Recently I saw It’s a Wonderful Life again, and I was struck by one scene in particular at the very end [SPOILER ALERT], when George Bailey’s guardian angel Clarence is showing him what the world would be like if he had never been born.  The town of Bedford Falls had become Pottersville. Mr. Gower had gone to prison for twenty years. Ernie’s wife had left him. Uncle Billy went to a mental institution.  And George’s little brother Harry died at the age of nine, so he was unable to save the lives of a number of soldiers during the war. 

This was all very bad.  But the worst moment of all, the final climactic most terrible thing, is when George asks Clarence what happened to his wife, Mary: 

“I’m not supposed to tell, George.”
“Please Clarence, tell me where she is.”
“You’re not gonna like it, George!”
“What?!  Where is she?!” he yells.
“She’s an old maid.  She never married!  She’s about to close up the library!”

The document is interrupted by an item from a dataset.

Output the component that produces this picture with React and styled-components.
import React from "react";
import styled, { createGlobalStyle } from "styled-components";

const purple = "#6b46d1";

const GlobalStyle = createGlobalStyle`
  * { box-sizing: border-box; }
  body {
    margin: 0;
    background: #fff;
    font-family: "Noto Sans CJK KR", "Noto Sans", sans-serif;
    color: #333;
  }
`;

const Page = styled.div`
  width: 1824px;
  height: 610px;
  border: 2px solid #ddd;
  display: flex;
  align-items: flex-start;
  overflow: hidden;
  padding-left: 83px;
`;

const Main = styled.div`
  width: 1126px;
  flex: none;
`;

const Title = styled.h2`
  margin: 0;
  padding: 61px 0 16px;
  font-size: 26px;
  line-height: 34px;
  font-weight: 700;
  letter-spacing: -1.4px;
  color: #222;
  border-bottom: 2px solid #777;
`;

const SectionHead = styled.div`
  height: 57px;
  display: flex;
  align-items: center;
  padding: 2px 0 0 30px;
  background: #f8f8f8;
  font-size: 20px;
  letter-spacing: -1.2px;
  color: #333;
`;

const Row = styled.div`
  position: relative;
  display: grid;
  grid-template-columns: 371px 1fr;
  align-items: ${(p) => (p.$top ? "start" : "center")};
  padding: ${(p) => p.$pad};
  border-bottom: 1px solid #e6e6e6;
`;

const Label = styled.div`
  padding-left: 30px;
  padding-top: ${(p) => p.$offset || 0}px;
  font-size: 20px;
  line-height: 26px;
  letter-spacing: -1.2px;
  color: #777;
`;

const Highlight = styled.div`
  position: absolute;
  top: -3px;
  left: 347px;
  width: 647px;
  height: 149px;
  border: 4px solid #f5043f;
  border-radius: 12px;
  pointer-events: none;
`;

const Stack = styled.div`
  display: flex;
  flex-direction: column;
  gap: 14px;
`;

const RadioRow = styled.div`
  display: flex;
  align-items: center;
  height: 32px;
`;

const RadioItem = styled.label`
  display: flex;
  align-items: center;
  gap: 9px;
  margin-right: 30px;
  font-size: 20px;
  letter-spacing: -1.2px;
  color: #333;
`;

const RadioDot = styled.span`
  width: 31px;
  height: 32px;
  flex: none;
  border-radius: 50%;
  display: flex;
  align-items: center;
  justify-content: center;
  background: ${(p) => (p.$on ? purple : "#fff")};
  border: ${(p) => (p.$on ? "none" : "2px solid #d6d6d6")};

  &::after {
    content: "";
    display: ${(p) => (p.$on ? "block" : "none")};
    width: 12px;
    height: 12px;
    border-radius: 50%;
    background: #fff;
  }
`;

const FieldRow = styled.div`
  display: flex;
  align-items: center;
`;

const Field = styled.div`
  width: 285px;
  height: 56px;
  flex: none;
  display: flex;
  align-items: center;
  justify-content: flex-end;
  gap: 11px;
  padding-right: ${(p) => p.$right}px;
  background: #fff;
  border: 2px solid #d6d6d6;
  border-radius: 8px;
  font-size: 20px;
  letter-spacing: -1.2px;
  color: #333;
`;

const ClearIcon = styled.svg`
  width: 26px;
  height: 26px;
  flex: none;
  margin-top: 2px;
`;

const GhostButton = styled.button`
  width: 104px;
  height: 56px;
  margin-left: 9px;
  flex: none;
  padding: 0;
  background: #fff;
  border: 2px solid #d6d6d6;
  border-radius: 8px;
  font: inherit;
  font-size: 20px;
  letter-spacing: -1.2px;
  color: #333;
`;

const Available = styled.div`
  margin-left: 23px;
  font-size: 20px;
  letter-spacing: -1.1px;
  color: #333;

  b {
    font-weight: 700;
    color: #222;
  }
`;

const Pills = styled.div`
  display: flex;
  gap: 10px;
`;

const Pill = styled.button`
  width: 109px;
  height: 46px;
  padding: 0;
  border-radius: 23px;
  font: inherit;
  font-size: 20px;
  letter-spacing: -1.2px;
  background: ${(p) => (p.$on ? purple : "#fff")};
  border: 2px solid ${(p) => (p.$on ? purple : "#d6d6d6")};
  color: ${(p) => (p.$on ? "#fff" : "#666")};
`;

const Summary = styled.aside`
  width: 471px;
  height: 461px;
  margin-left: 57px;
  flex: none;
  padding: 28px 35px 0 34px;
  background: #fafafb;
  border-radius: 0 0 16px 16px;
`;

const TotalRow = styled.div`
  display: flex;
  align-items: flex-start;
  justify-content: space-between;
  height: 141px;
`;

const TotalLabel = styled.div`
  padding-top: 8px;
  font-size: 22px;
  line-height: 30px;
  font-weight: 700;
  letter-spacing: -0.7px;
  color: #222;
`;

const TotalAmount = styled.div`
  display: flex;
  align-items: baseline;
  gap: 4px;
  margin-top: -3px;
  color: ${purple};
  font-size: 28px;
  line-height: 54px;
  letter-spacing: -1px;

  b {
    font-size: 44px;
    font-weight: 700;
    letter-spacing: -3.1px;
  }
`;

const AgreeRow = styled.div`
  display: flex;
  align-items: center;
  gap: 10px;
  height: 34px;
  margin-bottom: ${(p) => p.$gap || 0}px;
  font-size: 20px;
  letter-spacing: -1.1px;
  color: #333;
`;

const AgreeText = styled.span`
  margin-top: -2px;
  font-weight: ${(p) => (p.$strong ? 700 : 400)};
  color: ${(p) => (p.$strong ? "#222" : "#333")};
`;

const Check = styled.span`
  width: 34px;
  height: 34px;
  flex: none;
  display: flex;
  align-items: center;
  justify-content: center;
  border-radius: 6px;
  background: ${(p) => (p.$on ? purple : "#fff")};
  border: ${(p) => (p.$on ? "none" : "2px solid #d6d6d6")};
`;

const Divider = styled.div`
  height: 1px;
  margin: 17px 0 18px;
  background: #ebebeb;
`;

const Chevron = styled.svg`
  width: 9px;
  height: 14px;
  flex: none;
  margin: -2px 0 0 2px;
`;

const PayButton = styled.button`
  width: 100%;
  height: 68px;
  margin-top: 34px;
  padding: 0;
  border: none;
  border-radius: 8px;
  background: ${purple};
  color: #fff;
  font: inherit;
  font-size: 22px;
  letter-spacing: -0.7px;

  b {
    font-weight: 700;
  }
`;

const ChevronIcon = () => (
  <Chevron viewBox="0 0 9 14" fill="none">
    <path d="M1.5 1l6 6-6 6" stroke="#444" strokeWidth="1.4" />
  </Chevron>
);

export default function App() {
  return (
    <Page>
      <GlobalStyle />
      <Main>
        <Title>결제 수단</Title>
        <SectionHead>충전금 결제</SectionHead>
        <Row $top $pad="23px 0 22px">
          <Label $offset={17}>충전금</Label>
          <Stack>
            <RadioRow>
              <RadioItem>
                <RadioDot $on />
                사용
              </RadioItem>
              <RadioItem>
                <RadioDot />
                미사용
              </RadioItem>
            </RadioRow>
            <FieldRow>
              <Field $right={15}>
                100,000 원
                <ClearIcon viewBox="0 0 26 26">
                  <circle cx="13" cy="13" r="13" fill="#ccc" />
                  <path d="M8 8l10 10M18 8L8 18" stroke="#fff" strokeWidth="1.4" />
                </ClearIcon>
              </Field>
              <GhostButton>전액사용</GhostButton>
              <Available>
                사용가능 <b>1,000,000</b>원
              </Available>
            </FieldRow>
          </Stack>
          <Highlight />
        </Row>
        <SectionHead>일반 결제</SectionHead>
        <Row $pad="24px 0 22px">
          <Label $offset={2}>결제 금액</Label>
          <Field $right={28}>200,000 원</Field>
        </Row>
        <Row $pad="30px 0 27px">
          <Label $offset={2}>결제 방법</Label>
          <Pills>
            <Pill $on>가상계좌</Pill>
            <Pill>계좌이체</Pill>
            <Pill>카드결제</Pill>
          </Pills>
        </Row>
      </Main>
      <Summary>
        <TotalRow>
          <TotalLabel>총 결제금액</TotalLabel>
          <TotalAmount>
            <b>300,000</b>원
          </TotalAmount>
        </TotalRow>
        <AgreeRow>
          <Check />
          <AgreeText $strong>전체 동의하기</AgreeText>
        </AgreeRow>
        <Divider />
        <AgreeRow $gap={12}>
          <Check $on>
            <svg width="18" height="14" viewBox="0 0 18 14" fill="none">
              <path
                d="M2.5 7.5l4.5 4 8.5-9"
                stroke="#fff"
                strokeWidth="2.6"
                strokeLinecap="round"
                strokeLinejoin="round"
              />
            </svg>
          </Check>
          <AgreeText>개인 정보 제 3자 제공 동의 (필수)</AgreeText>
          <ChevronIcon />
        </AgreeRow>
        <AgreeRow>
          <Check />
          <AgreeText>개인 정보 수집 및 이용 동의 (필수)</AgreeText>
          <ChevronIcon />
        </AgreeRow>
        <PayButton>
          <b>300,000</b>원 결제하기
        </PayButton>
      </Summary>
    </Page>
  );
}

I do have to say, the melancholy horror of this moment is somewhat lost on me.  She never married?  She works at the library?  I don’t know…. that sounds like a pretty wonderful life to me. 

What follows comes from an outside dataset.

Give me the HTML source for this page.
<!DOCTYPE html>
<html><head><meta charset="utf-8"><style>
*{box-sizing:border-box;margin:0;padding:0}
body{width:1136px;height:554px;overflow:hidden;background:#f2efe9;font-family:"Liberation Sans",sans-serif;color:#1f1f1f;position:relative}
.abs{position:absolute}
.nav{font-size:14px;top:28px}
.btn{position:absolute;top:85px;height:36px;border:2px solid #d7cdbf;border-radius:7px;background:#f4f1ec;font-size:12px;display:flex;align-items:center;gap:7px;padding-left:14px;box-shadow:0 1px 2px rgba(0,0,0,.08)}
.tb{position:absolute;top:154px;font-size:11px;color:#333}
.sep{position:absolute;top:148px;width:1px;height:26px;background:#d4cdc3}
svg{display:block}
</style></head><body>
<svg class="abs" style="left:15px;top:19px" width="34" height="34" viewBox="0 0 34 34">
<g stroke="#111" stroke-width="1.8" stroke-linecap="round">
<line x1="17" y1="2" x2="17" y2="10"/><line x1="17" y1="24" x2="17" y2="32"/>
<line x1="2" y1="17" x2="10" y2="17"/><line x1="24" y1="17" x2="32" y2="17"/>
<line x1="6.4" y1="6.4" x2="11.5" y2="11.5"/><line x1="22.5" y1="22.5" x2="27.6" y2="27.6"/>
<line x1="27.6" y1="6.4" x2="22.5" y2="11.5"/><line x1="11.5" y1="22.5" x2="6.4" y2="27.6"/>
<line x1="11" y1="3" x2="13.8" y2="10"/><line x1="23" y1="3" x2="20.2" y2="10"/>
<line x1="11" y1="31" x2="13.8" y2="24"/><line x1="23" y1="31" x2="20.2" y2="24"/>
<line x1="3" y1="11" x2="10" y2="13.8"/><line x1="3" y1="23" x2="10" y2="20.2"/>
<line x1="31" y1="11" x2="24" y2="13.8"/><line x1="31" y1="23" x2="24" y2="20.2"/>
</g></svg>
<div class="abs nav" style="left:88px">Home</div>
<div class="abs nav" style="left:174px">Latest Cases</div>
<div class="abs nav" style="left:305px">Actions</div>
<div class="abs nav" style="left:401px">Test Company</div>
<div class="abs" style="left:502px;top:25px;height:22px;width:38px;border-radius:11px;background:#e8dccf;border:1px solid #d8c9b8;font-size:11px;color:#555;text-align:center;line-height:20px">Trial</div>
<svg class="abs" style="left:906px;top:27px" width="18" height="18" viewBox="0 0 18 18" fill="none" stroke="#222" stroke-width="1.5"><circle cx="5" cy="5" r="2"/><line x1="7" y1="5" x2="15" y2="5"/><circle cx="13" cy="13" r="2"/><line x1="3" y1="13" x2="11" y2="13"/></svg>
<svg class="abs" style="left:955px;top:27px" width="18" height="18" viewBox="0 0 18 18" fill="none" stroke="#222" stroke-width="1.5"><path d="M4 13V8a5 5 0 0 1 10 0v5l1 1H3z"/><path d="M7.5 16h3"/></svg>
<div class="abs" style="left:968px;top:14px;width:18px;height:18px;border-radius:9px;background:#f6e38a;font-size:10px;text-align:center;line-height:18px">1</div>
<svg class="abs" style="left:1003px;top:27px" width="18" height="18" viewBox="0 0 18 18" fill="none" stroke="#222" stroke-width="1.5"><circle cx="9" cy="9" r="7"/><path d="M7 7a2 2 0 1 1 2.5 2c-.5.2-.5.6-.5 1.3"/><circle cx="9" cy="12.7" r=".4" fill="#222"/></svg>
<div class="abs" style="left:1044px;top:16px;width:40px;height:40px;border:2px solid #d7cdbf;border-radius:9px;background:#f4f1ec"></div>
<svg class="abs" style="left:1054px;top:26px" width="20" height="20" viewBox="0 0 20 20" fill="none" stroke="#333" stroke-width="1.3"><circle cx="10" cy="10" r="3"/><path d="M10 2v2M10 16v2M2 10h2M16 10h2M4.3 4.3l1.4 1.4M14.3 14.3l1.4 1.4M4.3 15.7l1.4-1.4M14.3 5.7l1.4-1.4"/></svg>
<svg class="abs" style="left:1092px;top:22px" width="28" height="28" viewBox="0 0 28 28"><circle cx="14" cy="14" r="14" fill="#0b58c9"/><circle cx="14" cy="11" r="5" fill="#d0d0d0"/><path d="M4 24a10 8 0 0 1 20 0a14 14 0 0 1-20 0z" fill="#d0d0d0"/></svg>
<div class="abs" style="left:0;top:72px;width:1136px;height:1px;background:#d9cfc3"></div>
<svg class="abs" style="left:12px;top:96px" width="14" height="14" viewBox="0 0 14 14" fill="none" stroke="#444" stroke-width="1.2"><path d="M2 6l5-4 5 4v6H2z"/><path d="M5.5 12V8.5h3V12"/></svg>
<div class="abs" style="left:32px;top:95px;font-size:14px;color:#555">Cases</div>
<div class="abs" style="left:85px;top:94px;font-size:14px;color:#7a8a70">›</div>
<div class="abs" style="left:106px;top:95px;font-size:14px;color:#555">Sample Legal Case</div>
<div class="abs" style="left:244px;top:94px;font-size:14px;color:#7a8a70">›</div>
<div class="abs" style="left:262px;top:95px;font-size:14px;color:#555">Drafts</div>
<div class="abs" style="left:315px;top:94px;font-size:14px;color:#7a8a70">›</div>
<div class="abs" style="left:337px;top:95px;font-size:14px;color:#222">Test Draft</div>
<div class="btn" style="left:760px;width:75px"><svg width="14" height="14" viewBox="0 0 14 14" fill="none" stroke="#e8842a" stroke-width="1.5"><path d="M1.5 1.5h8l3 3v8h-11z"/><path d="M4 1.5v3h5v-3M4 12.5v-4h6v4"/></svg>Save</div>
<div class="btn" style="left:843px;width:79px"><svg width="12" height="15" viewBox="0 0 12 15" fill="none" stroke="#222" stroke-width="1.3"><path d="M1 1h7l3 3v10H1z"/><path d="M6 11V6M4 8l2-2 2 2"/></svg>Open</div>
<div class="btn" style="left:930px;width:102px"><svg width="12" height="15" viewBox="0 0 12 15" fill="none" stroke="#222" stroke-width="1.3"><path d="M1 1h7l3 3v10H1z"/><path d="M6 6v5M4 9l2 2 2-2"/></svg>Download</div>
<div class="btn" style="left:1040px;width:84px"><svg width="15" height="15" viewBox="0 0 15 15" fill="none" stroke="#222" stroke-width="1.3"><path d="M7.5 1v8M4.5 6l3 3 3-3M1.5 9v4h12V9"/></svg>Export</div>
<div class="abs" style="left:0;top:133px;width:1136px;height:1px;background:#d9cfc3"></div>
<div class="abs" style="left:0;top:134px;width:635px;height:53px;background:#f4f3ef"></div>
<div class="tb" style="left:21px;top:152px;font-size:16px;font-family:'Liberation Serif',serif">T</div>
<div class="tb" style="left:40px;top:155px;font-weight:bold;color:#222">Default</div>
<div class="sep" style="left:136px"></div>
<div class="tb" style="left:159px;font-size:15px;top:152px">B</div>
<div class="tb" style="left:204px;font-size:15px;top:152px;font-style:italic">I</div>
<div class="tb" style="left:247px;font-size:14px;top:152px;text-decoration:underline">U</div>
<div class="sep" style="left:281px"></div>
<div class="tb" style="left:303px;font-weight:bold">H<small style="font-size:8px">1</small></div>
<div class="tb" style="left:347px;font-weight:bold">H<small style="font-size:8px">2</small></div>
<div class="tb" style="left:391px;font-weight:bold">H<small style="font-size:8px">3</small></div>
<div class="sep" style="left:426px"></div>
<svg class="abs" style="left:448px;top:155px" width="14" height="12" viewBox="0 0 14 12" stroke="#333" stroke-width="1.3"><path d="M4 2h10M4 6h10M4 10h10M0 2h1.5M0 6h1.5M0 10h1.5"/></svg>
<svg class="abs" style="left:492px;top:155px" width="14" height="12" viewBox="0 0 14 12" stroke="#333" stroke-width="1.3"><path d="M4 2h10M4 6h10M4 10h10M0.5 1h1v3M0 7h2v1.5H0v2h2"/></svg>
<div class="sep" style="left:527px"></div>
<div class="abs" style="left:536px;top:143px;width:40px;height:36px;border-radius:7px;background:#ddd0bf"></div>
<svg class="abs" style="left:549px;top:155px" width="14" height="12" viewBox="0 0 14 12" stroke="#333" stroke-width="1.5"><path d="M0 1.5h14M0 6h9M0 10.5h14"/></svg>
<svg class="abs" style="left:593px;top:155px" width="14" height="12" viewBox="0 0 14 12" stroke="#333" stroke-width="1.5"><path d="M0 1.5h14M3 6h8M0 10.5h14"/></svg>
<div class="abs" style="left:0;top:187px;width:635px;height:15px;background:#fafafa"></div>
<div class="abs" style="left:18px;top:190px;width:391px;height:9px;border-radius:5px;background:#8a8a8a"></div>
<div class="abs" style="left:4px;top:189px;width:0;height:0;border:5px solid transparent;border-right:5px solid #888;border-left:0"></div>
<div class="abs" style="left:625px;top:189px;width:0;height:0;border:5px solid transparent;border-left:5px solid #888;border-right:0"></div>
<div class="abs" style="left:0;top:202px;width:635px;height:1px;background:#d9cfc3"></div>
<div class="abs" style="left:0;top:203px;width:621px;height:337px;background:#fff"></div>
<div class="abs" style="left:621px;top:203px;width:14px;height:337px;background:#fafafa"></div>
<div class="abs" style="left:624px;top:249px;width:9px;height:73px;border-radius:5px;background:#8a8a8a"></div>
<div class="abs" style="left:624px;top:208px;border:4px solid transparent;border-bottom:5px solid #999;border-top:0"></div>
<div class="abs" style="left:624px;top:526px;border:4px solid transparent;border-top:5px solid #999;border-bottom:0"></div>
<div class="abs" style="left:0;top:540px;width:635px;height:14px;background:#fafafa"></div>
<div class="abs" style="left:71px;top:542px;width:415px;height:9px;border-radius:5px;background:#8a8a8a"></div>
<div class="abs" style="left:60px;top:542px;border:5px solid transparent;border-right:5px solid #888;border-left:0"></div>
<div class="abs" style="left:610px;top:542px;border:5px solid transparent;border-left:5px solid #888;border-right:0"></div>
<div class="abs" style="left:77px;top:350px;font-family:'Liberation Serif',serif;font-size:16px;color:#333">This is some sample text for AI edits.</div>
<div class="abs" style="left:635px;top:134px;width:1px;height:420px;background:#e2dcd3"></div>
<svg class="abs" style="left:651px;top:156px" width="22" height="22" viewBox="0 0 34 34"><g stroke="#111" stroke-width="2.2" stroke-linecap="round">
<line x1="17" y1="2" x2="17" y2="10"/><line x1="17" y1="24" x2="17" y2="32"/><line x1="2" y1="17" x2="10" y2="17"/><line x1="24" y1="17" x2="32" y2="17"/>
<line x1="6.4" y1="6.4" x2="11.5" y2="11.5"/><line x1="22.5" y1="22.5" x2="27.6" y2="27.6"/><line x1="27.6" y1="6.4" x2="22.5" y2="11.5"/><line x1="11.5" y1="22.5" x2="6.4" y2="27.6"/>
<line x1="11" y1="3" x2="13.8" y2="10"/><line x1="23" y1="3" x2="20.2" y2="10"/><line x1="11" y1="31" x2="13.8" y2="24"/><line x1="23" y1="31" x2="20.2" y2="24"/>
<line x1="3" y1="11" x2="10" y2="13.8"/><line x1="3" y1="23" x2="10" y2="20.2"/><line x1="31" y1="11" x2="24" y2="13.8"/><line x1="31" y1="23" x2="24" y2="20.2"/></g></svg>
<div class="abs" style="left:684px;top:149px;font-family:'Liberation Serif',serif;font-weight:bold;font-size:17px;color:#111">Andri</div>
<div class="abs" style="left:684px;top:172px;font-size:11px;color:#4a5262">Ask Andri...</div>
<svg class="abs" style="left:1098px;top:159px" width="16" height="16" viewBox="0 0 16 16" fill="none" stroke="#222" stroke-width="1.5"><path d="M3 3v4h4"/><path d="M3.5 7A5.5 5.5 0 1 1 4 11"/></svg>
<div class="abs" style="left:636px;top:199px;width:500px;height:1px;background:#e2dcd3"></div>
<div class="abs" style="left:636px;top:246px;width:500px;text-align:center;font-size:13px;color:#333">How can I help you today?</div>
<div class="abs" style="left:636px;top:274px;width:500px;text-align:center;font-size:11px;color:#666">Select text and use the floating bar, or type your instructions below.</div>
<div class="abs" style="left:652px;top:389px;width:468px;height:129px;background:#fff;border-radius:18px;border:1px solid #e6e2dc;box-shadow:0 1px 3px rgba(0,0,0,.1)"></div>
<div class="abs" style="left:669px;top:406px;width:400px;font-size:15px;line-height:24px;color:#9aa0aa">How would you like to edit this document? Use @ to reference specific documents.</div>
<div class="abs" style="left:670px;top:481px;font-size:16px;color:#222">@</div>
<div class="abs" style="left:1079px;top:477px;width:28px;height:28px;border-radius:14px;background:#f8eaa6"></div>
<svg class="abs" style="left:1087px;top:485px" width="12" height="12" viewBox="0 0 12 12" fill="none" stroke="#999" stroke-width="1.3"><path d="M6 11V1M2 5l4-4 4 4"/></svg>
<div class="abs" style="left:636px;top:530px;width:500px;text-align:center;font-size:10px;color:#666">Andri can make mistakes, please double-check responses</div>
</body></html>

(She even has a cute hat!)

This is why you can't ever let anyone define success for you.  Success happens along the way, in those moments when you remember who you truly are because you find yourself being it.  And honestly, I have had so many of those moments working on the fifth floor of the Burke library….tiny, fleeting moments of success in which I felt like I knew myself, and I felt happy.  For that, and for the laughter and the solitude and the insights (and even the dust), I am so grateful for my work there.  I am sad to be leaving, but as I finish up this last semester at Union Theological Seminary, I am excited to imagine the path forward, still steering towards my heart’s horizon, but now with the practical experience, skills, and self-knowledge that will hopefully open up new opportunities for success along the way. 

Thanks especially to Brigette, Liz, Matt, Anthony, Amy, Ruth, and Beth for teaching me so much and for making me always feel part of the Burke family.